Add comparative experiments with traditional MPC and artificial potential field methods, and provide a comparison table of "lane changing time lateral acceleration calculation time"; Add new operating conditions (such as changing lanes on bends, multi vehicle interaction) to verify the generalization of the method.

Answer: We really appreciate your comments. Existing trajectory planning methods such as the artificial potential field method and deep learning-based methods do have their unique characteristics, but they are mostly applied in the robotics field or the off-road low-speed autonomous vehicle domain. For the extreme condition of emergency collision avoidance, the rolling optimization feature of the MPC method is more in line with real driving requirements. Moreover, the iterative rolling optimization solution for dynamic driving scenarios is an advantage that the artificial potential field method and deep learning-based methods cannot match. Therefore, this study mainly conducts planning research based on MPC, and there is no need for additional comparative research with the artificial potential field method and deep learning-based methods. In addition, to further deepen the research content, future studies will be carried out under more complex working conditions, such as multi-vehicle interaction (involving vehicles on both left and right lanes) and scenarios with different vehicle speeds (e.g., low speed of 40 km/h and high speed of 100 km/h).

Reviewer 3 Report

Comments and Suggestions for Authors

The paper proposes a dynamic trajectory-planning method for autonomous vehicles using MPC. It focuses on lane-changing in complex dynamic scenarios, incorporating real-time adaptability via kinematic modelling, multi-objective optimisation, constraint handling, and least-squares curve fitting. I have some suggestions for the authors to consider,

• The paper’s novelty could be strengthened by explicitly contrasting the proposed MPC formulation with existing MPC variants. Add a table comparing computational complexity, constraint structure, and adaptability with previous studies.
  
  
• Discuss potential real-world implementation challenges, such as sensor delay or actuation constraints, to highlight the applicability of the approach.
  
  
• Consider adding robustness analysis under measurement noise or parameter uncertainty.
  
  
• Add more internationally recognised benchmark papers on similar work, such as 10.1109/TCYB.2022.3151880
  
  
• Include a brief discussion on how the proposed method could extend to multi-lane or curved-road environments.

Author Response

Comments and Suggestions for Authors

The paper proposes a dynamic trajectory-planning method for autonomous vehicles using MPC. It focuses on lane-changing in complex dynamic scenarios, incorporating real-time adaptability via kinematic modelling, multi-objective optimisation, constraint handling, and least-squares curve fitting. I have some suggestions for the authors to consider,

 

The paper’s novelty could be strengthened by explicitly contrasting the proposed MPC formulation with existing MPC variants. Add a table comparing computational complexity, constraint structure, and adaptability with previous studies.

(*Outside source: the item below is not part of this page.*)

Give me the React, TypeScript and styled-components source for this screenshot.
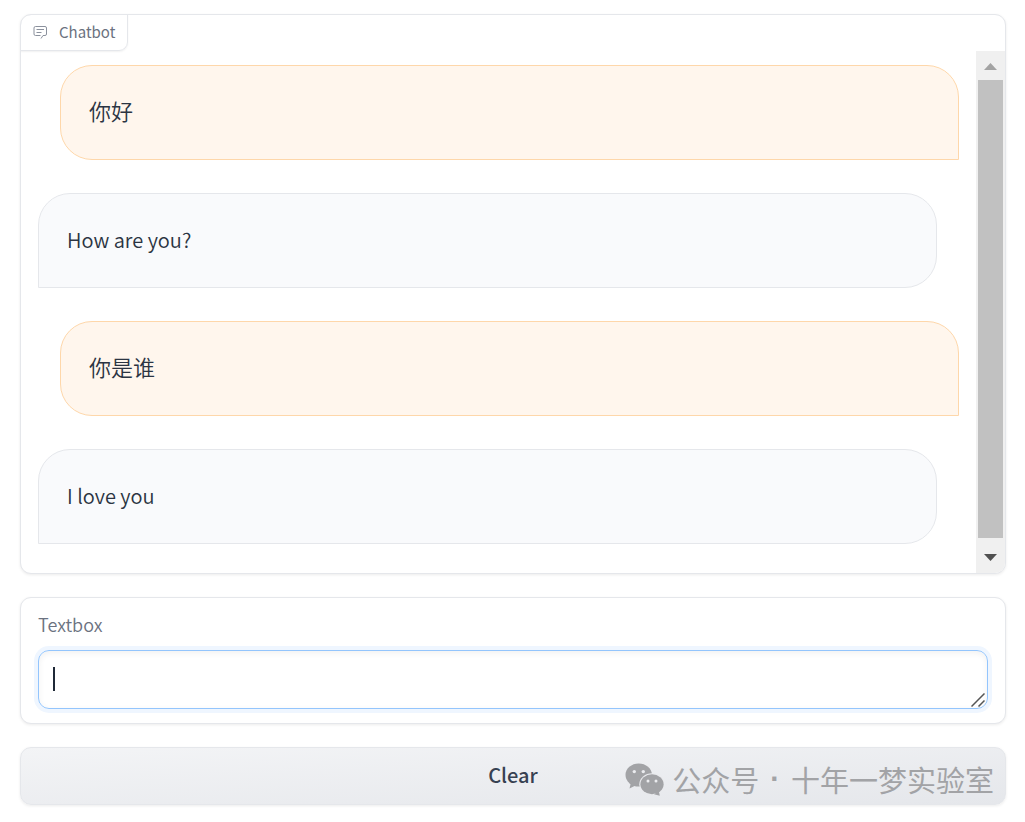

Answer: We really appreciate your comments. This study focuses on the key issue of complex dynamic driving scenarios. Its core lies in leveraging the rolling optimization capability of MPC, which can fully consider historical information and operate under effective vehicle performance constraints. Based on the creatively established polar coordinate system, the study adopts an optimal iteration method, incorporates the steering, acceleration, and deceleration performance constraints of the host vehicle, and real-time searches for the optimal position of the vehicle at the next moment. By integrating the curve fitting method, it achieves adaptability to surrounding dynamic driving scenarios, thereby planning an ideal and feasible lane-changing trajectory for dynamic driving scenarios.

 

Discuss potential real-world implementation challenges, such as sensor delay or actuation constraints, to highlight the applicability of the approach.

Answer: We really appreciate your comments. With the continuous advancement of sensor technology, both its accuracy and stability have been steadily improved. This study was conducted under the assumption that sensors operate ideally. In the future, we will comprehensively consider potential real-world implementation challenges, such as sensor delay and actuation constraints, to further advance the optimization research of the algorithm.

 

Consider adding robustness analysis under measurement noise or parameter uncertainty.

Answer: We really appreciate your comments. Analyzing the sensitivity of this method to key parameters (such as weights in the objective function and prediction horizons) will help verify the stability and reliability of the method. The current main objective and innovation of this study lie in realizing trajectory planning that can adapt to variable environments under dynamic driving conditions, thereby achieving autonomous driving under full-range conditions. As suggested by the reviewers, in future work, we will consider adding robustness analysis under measurement noise or parameter uncertainty to further advance the optimization research of the algorithm.

 

Add more papers on similar work, such as 10.1109/TCYB.2022.3151880

Answer: Thank you very much for your valuable comments. We have carefully referred to the benchmark literatures you provided and optimized the content and format of this paper accordingly.

 

Include a brief discussion on how the proposed method could extend to multi-lane or curved-road environments.

Answer: Thank you very much for your valuable comments. The method proposed in this study is a dynamic trajectory planning approach. Its advantage lies in leveraging the rolling optimization characteristic of MPC to dynamically adapt to complex surrounding driving environments by iteratively searching for the optimal position at the next moment. Although the method description and simulation analysis in this paper are targeted at the typical scenario of a three-lane road with a preceding vehicle and a left-side vehicle, in more complex multi-lane or curved-road environments, the application in working conditions such as multi-lane, multi-vehicle, or curved-road scenarios can be achieved merely by designing reasonable corresponding constraints in the establishment of the multi-objective function.